Alright, that’s cherry picking, I started from a high point.  Try 1987 instead:

2.63mm/yr – which is still a far cry from 3.8mm/year!

A lot depends on the start year!  For another example, here’s another 20 year period of rapid sea level rise: 1938-1957

4.5mm per year!   That’s much more than 1991-2010.

Another thing to remember is that the mean tells you nothing about local conditions, and sea level is all about local conditions.   High tide is far more significant.

Let’s compare this with Ocean Heat Content (OHC):

 Note the rises in 2003-04 and 2007-08- matches the mean graph, but not trending up.

And finally, the 1966-2010 graph of MSL and scaled SOI (monthly values/ 100).

The relationship is pretty obvious.


Sea level has been rising gradually since records began.

Interdecadal variability is highly visible.  SOI is a major influence on sea level.

The rapid rise of the late 1990s is not unusual- it was more rapid 1938-1957.  Any projections based on this short period are therefore spurious. There is no recent acceleration.

The longer the record, the lower the trend.

3.1mm/year rise has been achieved- in the 20 years since 1991.  5mm/year was almost reached 1938-57, but is almost double the trend since 1987.

10mm per year is more than 2.6 times the trend since 1991, and 8 times the trend of the last 50 years!  That’s a lot of glaciers and ice sheets to melt, and a lot of ocean heat content!

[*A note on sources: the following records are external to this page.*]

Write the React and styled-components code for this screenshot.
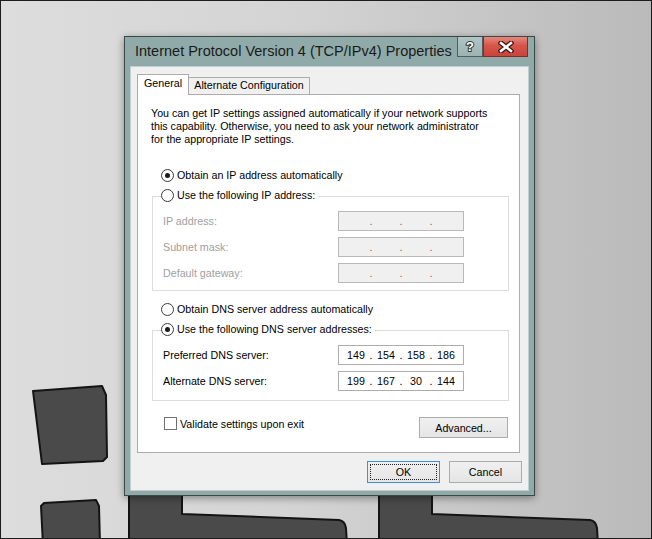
import React from 'react';
import styled, { createGlobalStyle } from 'styled-components';

const GlobalStyle = createGlobalStyle`
  html, body {
    margin: 0;
    padding: 0;
  }
  body {
    font-family: "Liberation Sans", Arial, sans-serif;
  }
`;

const Desktop = styled.div`
  position: relative;
  width: 652px;
  height: 539px;
  box-sizing: border-box;
  border: 1px solid #1c1c1c;
  overflow: hidden;
  background: linear-gradient(90deg, #dddddd 0%, #d4d4d4 45%, #bababa 100%);
  padding: 35px 0 0 123px;
`;

const Backdrop = styled.svg`
  position: absolute;
  left: -1px;
  top: -1px;
  width: 652px;
  height: 539px;
`;

const Window = styled.div`
  position: relative;
  z-index: 1;
  width: 411px;
  height: 460px;
  box-sizing: border-box;
  border: 1px solid #3b4848;
  background: #8faaa8;
  box-shadow: 0 2px 8px rgba(0, 0, 0, 0.4);
  display: flex;
  flex-direction: column;
  padding: 0 5px 4px 5px;
`;

const TitleBar = styled.div`
  height: 29px;
  display: flex;
  align-items: flex-start;
  flex: none;
`;

const Title = styled.div`
  flex: 1;
  font-size: 14.5px;
  line-height: 29px;
  padding-left: 5px;
  color: #1a1a1a;
  white-space: nowrap;
`;

const HelpButton = styled.div`
  width: 26px;
  height: 20px;
  box-sizing: border-box;
  border: 1px solid #4d5f5e;
  border-top: none;
  background: linear-gradient(#b2c5c4, #9cb3b1);
  display: flex;
  align-items: center;
  justify-content: center;
  color: #fff;
  font-weight: bold;
  font-size: 13px;
  -webkit-text-stroke: 2px #2d3a3a;
  paint-order: stroke fill;
`;

const CloseButton = styled.div`
  width: 45px;
  height: 20px;
  margin-right: 1px;
  box-sizing: border-box;
  border: 1px solid #7e2d27;
  border-top: none;
  background: linear-gradient(#e8877c, #d6554a 45%, #c9443a);
  display: flex;
  align-items: center;
  justify-content: center;
`;

const Client = styled.div`
  flex: 1;
  background: #f0f0f0;
  border: 1px solid #bdd0ce;
  display: flex;
  flex-direction: column;
  padding: 7px 6px 0 6px;
  font-size: 10.7px;
  color: #000;
`;

const TabStrip = styled.div`
  position: relative;
  z-index: 1;
  height: 21px;
  margin-bottom: -1px;
  display: flex;
  align-items: flex-end;
`;

const Tab = styled.div`
  box-sizing: border-box;
  height: ${p => (p.$active ? 21 : 17)}px;
  width: ${p => p.$w}px;
  margin-left: ${p => (p.$active ? 0 : -1)}px;
  margin-bottom: ${p => (p.$active ? 0 : 1)}px;
  border: 1px solid #acacac;
  border-bottom: none;
  background: ${p => (p.$active ? '#fff' : '#f0f0f0')};
  text-align: center;
  line-height: ${p => (p.$active ? 17 : 15)}px;
`;

const Panel = styled.div`
  box-sizing: border-box;
  height: 359px;
  margin-right: 2px;
  background: #fff;
  border: 1px solid #acacac;
  padding-top: 12px;
  display: flex;
  flex-direction: column;
`;

const Description = styled.p`
  margin: 0 0 0 13px;
  line-height: 13px;
  white-space: pre-line;
`;

const OptionRow = styled.label`
  display: flex;
  align-items: center;
  gap: 3px;
  height: 16px;
  margin: ${p => p.$mt || 0}px 0 0 23px;
  white-space: nowrap;
`;

const Radio = styled.span`
  width: 13px;
  height: 13px;
  box-sizing: border-box;
  border-radius: 50%;
  border: 1px solid #3a3a3a;
  background: #fff;
  display: flex;
  align-items: center;
  justify-content: center;
  flex: none;

  &::after {
    content: '';
    display: ${p => (p.$checked ? 'block' : 'none')};
    width: 5px;
    height: 5px;
    border-radius: 50%;
    background: #1a1a1a;
  }
`;

const Group = styled.fieldset`
  margin: 4px 10px 0 14px;
  padding: 6px 0 ${p => p.$pb}px 10px;
  border: 1px solid #dcdcdc;
  min-width: 0;
  display: grid;
  grid-template-columns: 175px 126px;
  row-gap: 6px;
  align-items: center;
`;

const Legend = styled.legend`
  display: flex;
  align-items: center;
  gap: 3px;
  height: 16px;
  padding: 0 3px 2px 0;
  margin-left: -2px;
  white-space: nowrap;
`;

const FieldLabel = styled.span`
  color: ${p => (p.$disabled ? '#a0a0a0' : '#000')};
`;

const IpBox = styled.div`
  width: 126px;
  height: 20px;
  box-sizing: border-box;
  border: 1px solid ${p => (p.$disabled ? '#b9b9b9' : '#acacac')};
  background: ${p => (p.$disabled ? '#f0f0f0' : '#fff')};
  display: flex;
  align-items: center;
  padding-left: 4px;
`;

const Octet = styled.span`
  width: 26px;
  text-align: center;
`;

const Dot = styled.span`
  width: 4px;
  text-align: center;
  color: ${p => (p.$disabled ? '#6d6d6d' : '#000')};
`;

const BottomRow = styled.div`
  display: flex;
  justify-content: space-between;
  align-items: flex-start;
  margin: 16px 11px 0 26px;
`;

const CheckRow = styled.label`
  display: flex;
  align-items: center;
  gap: 3px;
  height: 13px;
`;

const Checkbox = styled.span`
  width: 13px;
  height: 13px;
  box-sizing: border-box;
  border: 1px solid #707070;
  background: #fff;
`;

const Button = styled.button`
  font-family: inherit;
  font-size: 10.7px;
  color: #000;
  width: ${p => p.$w}px;
  height: ${p => p.$h}px;
  padding: 0;
  box-sizing: border-box;
  border: 1px solid ${p => (p.$default ? '#3d8ee0' : '#acacac')};
  border-radius: 0;
  background: linear-gradient(#f0f0f0, #e5e5e5);
  outline: ${p => (p.$default ? '1px dotted #222' : 'none')};
  outline-offset: -4px;
`;

const ButtonRow = styled.div`
  display: flex;
  justify-content: flex-end;
  gap: 9px;
  margin-top: 8px;
  padding-right: 0;
`;

function IpField({ values, disabled }) {
  const parts = values || ['', '', '', ''];
  return (
    <IpBox $disabled={disabled}>
      {parts.map((v, i) => (
        <React.Fragment key={i}>
          {i > 0 && <Dot $disabled={disabled}>.</Dot>}
          <Octet>{v}</Octet>
        </React.Fragment>
      ))}
    </IpBox>
  );
}

export default function App() {
  return (
    <>
      <GlobalStyle />
      <Desktop>
        <Backdrop viewBox="0 0 652 539">
          <g fill="#4a4a4a" stroke="#141414" strokeWidth="2" strokeLinejoin="round">
            <path d="M33,391 L102,386 L106,395 L107,457 L103,461 L42,464 Z" />
            <path d="M41,506 L44,503 L96,500 L99,506 L100,545 L43,545 Z" />
            <path d="M129,470 L182,470 L182,514 L339,520 Q345,521 346,528 L347,545 L129,545 Z" />
            <path d="M379,470 L432,470 L432,514 L590,520 Q596,521 597,528 L598,545 L379,545 Z" />
          </g>
        </Backdrop>
        <Window>
          <TitleBar>
            <Title>Internet Protocol Version 4 (TCP/IPv4) Properties</Title>
            <HelpButton>?</HelpButton>
            <CloseButton>
              <svg width="16" height="12" viewBox="0 0 16 12">
                <path d="M3,2 L13,10 M13,2 L3,10" stroke="#3a1512" strokeWidth="5" strokeLinecap="square" />
                <path d="M3,2 L13,10 M13,2 L3,10" stroke="#fff" strokeWidth="2.6" strokeLinecap="square" />
              </svg>
            </CloseButton>
          </TitleBar>
          <Client>
            <TabStrip>
              <Tab $active $w={52}>General</Tab>
              <Tab $w={122}>Alternate Configuration</Tab>
            </TabStrip>
            <Panel>
              <Description>
                {'You can get IP settings assigned automatically if your network supports\nthis capability. Otherwise, you need to ask your network administrator\nfor the appropriate IP settings.'}
              </Description>
              <OptionRow $mt={21}>
                <Radio $checked />
                Obtain an IP address automatically
              </OptionRow>
              <Group $pb={7}>
                <Legend>
                  <Radio />
                  Use the following IP address:
                </Legend>
                <FieldLabel $disabled>IP address:</FieldLabel>
                <IpField disabled />
                <FieldLabel $disabled>Subnet mask:</FieldLabel>
                <IpField disabled />
                <FieldLabel $disabled>Default gateway:</FieldLabel>
                <IpField disabled />
              </Group>
              <OptionRow $mt={10}>
                <Radio />
                Obtain DNS server address automatically
              </OptionRow>
              <Group $pb={9}>
                <Legend>
                  <Radio $checked />
                  Use the following DNS server addresses:
                </Legend>
                <FieldLabel>Preferred DNS server:</FieldLabel>
                <IpField values={['149', '154', '158', '186']} />
                <FieldLabel>Alternate DNS server:</FieldLabel>
                <IpField values={['199', '167', '30', '144']} />
              </Group>
              <BottomRow>
                <CheckRow>
                  <Checkbox />
                  Validate settings upon exit
                </CheckRow>
                <Button $w={89} $h={21}>Advanced...</Button>
              </BottomRow>
            </Panel>
            <ButtonRow>
              <Button $default $w={73} $h={22}>OK</Button>
              <Button $w={73} $h={22}>Cancel</Button>
            </ButtonRow>
          </Client>
        </Window>
      </Desktop>
    </>
  );
}
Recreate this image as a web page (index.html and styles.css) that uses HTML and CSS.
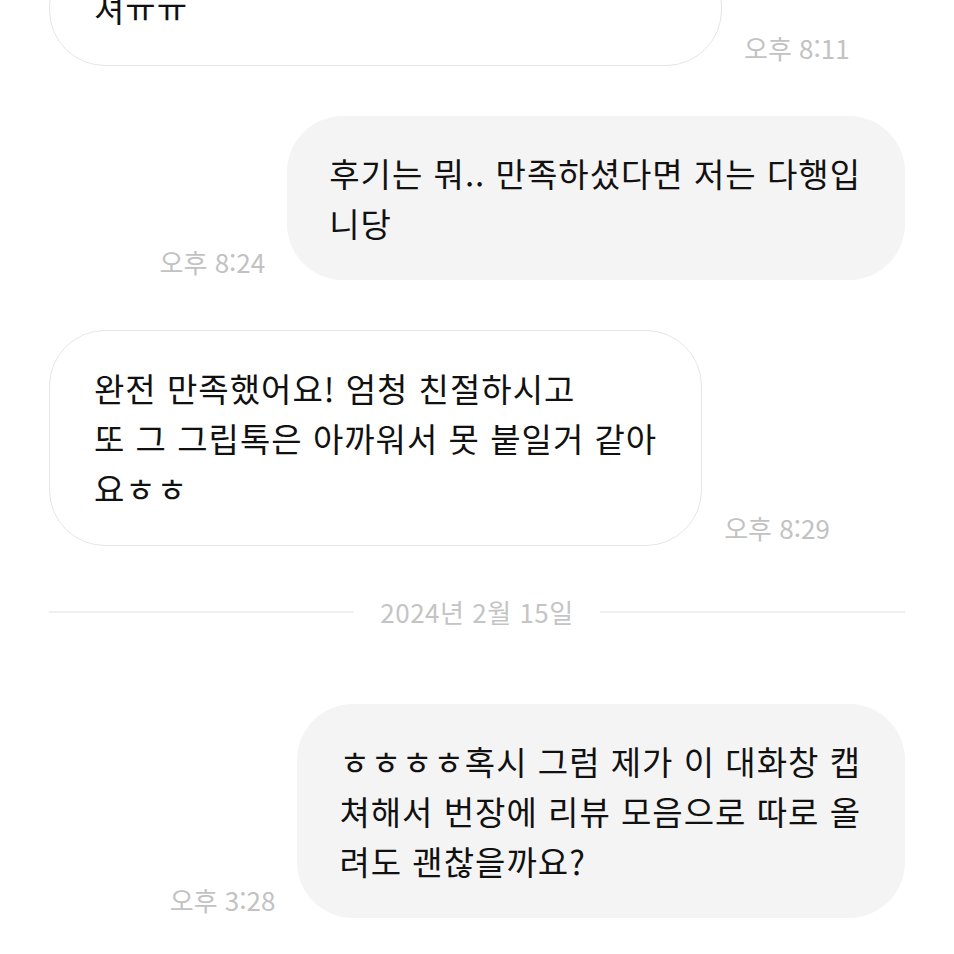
FILE: index.html
```html
<!DOCTYPE html>
<html lang="ko">
<head>
<meta charset="utf-8">
<link rel="stylesheet" href="styles.css">
</head>
<body>
<div class="chat">
  <div class="row in top">
    <div class="bubble in wide"><span class="line">셔ㅠㅠ</span></div>
    <span class="time">오후 8:11</span>
  </div>
  <div class="row out">
    <span class="time">오후 8:24</span>
    <div class="bubble out"><span class="line">후기는 뭐.. 만족하셨다면 저는 다행입</span><span class="line">니당</span></div>
  </div>
  <div class="row in">
    <div class="bubble in"><span class="line">완전 만족했어요! 엄청 친절하시고</span><span class="line">또 그 그립톡은 아까워서 못 붙일거 같아</span><span class="line">요ㅎㅎ</span></div>
    <span class="time">오후 8:29</span>
  </div>
  <div class="date-sep">
    <span class="rule"></span>
    <span class="date">2024년 2월 15일</span>
    <span class="rule"></span>
  </div>
  <div class="row out">
    <span class="time">오후 3:28</span>
    <div class="bubble out"><span class="line">ㅎㅎㅎㅎ혹시 그럼 제가 이 대화창 캡</span><span class="line">쳐해서 번장에 리뷰 모음으로 따로 올</span><span class="line">려도 괜찮을까요?</span></div>
  </div>
</div>
</body>
</html>
```

FILE: styles.css
```css
html, body {
  margin: 0;
  padding: 0;
  background: #ffffff;
}

body {
  font-family: "Noto Sans CJK KR", "Noto Sans", sans-serif;
  color: #111111;
  overflow: hidden;
  height: 954px;
}

.chat {
  display: flex;
  flex-direction: column;
  padding: 0 49px;
  margin-top: -50px;
}

.row {
  display: flex;
  align-items: flex-end;
  gap: 22px;
  margin-bottom: 50px;
}

.row.out {
  justify-content: flex-end;
}

.bubble {
  display: flex;
  flex-direction: column;
  padding: 32px 44px;
  border-radius: 56px;
  font-size: 33px;
  line-height: 50px;
  letter-spacing: 1px;
  box-sizing: border-box;
}

.bubble.in {
  background: #ffffff;
  border: 1.5px solid #e6e6e6;
}

.bubble.wide {
  width: 673px;
}

.bubble.out {
  background: #f4f4f4;
  padding-left: 42px;
}

.line {
  white-space: nowrap;
}

.time {
  font-size: 26px;
  color: #c2c2c2;
  line-height: 30px;
  margin-bottom: 3px;
  white-space: nowrap;
}

.date-sep {
  display: flex;
  align-items: center;
  gap: 26px;
  margin-top: 1px;
  margin-bottom: 77px;
}

.rule {
  flex: 1;
  height: 2px;
  background: #efefef;
}

.date {
  font-size: 26px;
  color: #c4c4c4;
  line-height: 30px;
  letter-spacing: 0.5px;
}
```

There is nothing to indicate that the long term average sea level rise of 1.2 – 1.7mm per year (with periodic increase and decrease with the SOI) should not continue for the foreseeable future.  Anything more is speculation.  As BOM says in its NTC Report:

Sea level and climate can fluctuate about a long-term climatological mean from one decade to the next. The project to date is only just beginning to span two complete decades, so it is important to recognise that the sea level change observed over this time is largely a measure of decadal variability. Continued monitoring is needed to quantify the longer-term trend that is associated with climate change.

We hope that Dr Jones and his team don’t hear about this- they’ll correct, adjust, and homogenise for sure!